= T. Latha =

Indian politician (born 1980)

T. Latha (born 1980) is an Indian politician from Tamil Nadu. She is a member of the Tamil Nadu Legislative Assembly from Kilvelur Assembly constituency in Nagapattinam district representing the Communist Party of India (Marxist) which contested the elections in alliance with DMK.

== Early life ==
Latha was born in Keezha Vazhakkarai village, Nagapattinam district, Tamil Nadu. She married Thangamani, who is an active CPI member a full time worker of CITU, the party's trade union wing.

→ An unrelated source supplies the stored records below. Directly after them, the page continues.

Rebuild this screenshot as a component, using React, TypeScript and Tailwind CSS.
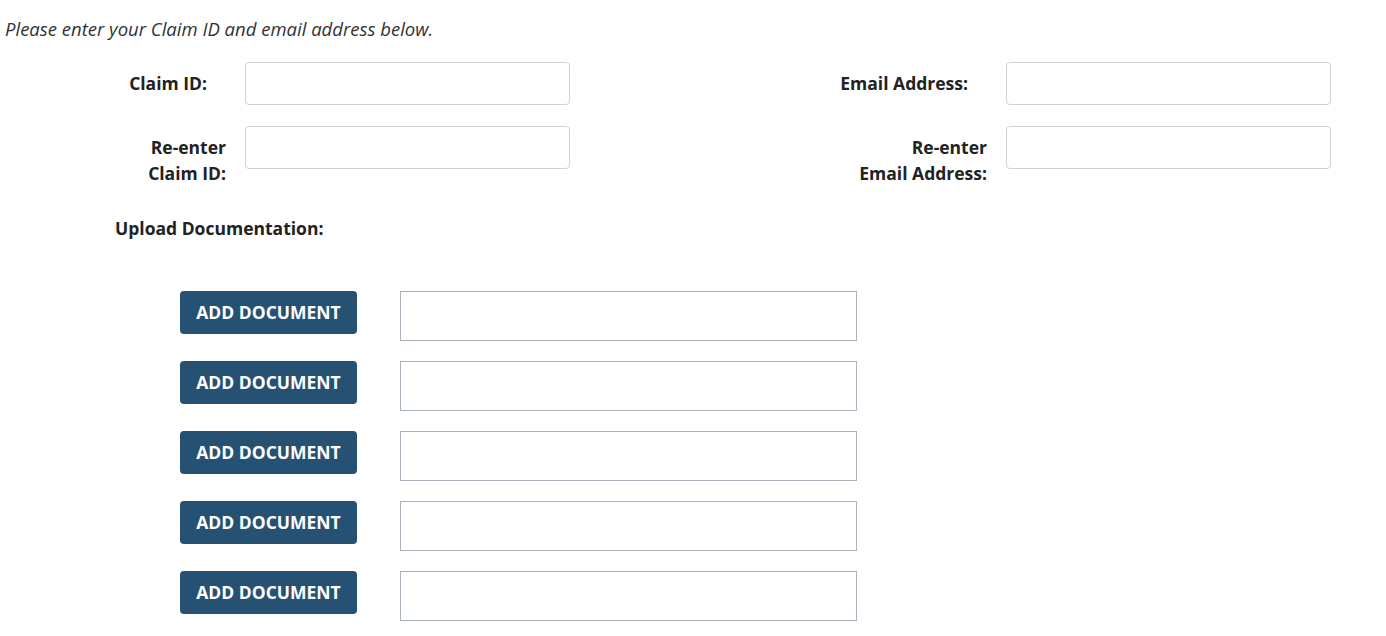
import React from "react";

const font = { fontFamily: '"Open Sans", "Noto Sans", sans-serif' };

function Field({ lines, first }: { lines: string[]; first?: boolean }) {
  return (
    <div className="flex items-start">
      <label
        className={`w-[245px] pt-[8px] text-right text-[17.5px] font-bold leading-[26px] text-[#222] ${
          first ? "pr-[38px]" : "pr-[19px]"
        }`}
      >
        {lines.map((l) => (
          <span key={l} className="block">
            {l}
          </span>
        ))}
      </label>
      <input
        type="text"
        className="h-[43px] w-[325px] rounded-[4px] border border-[#cdd2d8] bg-white"
      />
    </div>
  );
}

export default function App() {
  const rows = [0, 1, 2, 3, 4];
  return (
    <main className="min-h-screen bg-white text-[#222]" style={font}>
      <p className="pl-[5px] pt-[17px] text-[18.5px] italic leading-[24px] text-[#333]">
        Please enter your Claim ID and email address below.
      </p>

      <div className="mt-[21px] flex">
        <div className="flex w-[761px] flex-col gap-[21px]">
          <Field lines={["Claim ID:"]} first />
          <Field lines={["Re-enter", "Claim ID:"]} />
        </div>
        <div className="flex flex-col gap-[21px]">
          <Field lines={["Email Address:"]} first />
          <Field lines={["Re-enter", "Email Address:"]} />
        </div>
      </div>

      <h2 className="mt-[29px] pl-[115px] text-[17.5px] font-bold leading-[26px]">
        Upload Documentation:
      </h2>

      <div className="mt-[50px] flex flex-col gap-[20px] pl-[180px]">
        {rows.map((i) => (
          <div key={i} className="flex items-start gap-[43px]">
            <button
              type="button"
              className="h-[43px] w-[177px] rounded-[4px] bg-[#265173] text-[17.5px] font-bold uppercase text-white"
            >
              Add Document
            </button>
            <div className="h-[50px] w-[457px] border border-[#aab3bd] bg-white" />
          </div>
        ))}
      </div>
    </main>
  );
}
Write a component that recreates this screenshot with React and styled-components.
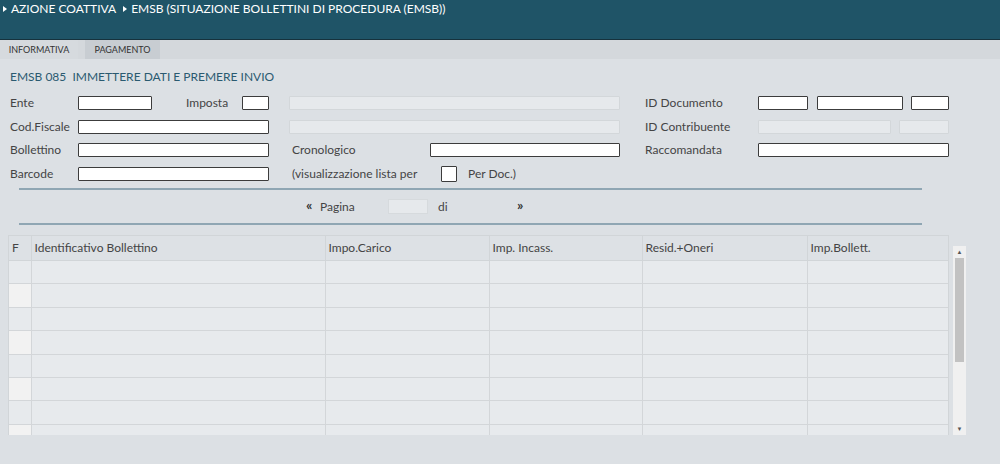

She studied at Government High School, Kilukuddy, and passed Class 10 in 1994. Later, she discontinued her studies. She declared assets worth Rs.58 lakhs in her affidavit to the Election Commission of India.

== Career ==
Latha began her political career as a student leader served as Union secretary with All India Democratic Women’s Association (AIDWA) in early 2002. She is now the State Vice Secretary of AIDWA as of May 2026. In the 2026 Tamil Nadu Legislative Assembly election, she won the Kilvelur Assembly constituency representing the CPI (M). She polled 56,108 votes and defeated her nearest rival, P. Senthil Pandian of the Tamilaga Vettri Kazhagam, by a margin of 2,278 votes.